Remembering the Victims of the Holocaust
On January 27, 1945, Allied troops liberated the largest of the Nazi death camps, Auschwitz-Birkenau, witnessing firsthand the horrors of the Nazi regime’s brutal inhumanity. The anniversary of this occasion has been adopted around the world as the International Day of Commemoration to honour the victims of the Holocaust.
This year marks the 70th anniversary of that liberation. In that time, Canada and others in the global community have taken great strides to stamp out anti-Semitism, prejudice and hatred. However, the only way to truly ensure the terrible events of the Holocaust never happen again is to ensure they are never forgotten.

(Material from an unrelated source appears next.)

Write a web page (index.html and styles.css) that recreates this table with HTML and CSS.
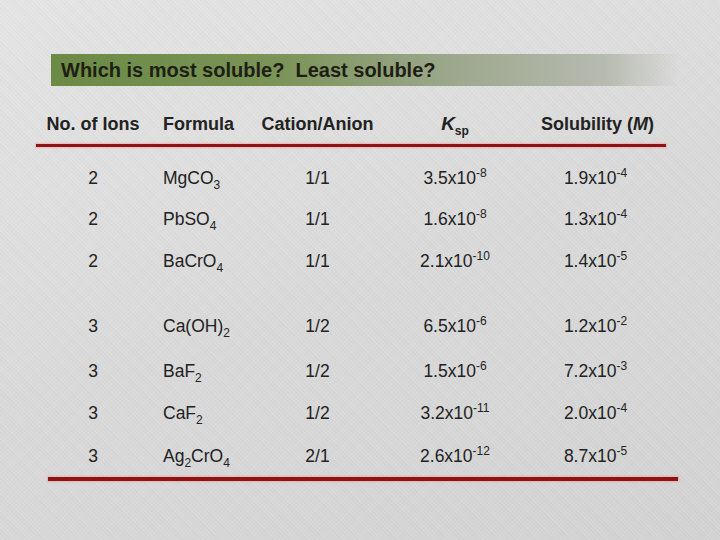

This global day commemorating the millions of men, women, and children, who suffered, died and lost loved ones is crucial to that goal.
At the same time, we must be proactive in our communities. Our Government is supporting new innovative learning tools to help educators promote Holocaust remembrance and education.
For example, we supported the International Holocaust Remembrance Day Virtual Classroom. This innovative live webcast allowed educators to interact with Holocaust experts remotely from their own classrooms concerning lessons on human rights, racism, genocide, democratic values, and citizenship.
We are also working globally to help stamp out anti-Semitism and bigotry. Indeed, Canada was the first country to sign the Ottawa Protocol on Combating Anti-Semitism, an international action plan to help nations measure their progress in the fight against anti-Semitism.
And, central to the goal of fighting anti-Semitism is our Government’s continued support for the State of Israel—the only pluralistic democracy in the Middle East. Our Government will continue to stand in solidarity with Israel, as we remain committed to promoting Canadian values of freedom, democracy, and rule of law at home and abroad.
Together, we can help ensure one of the most heinous chapters in human history is never forgotten and its mistakes are never repeated.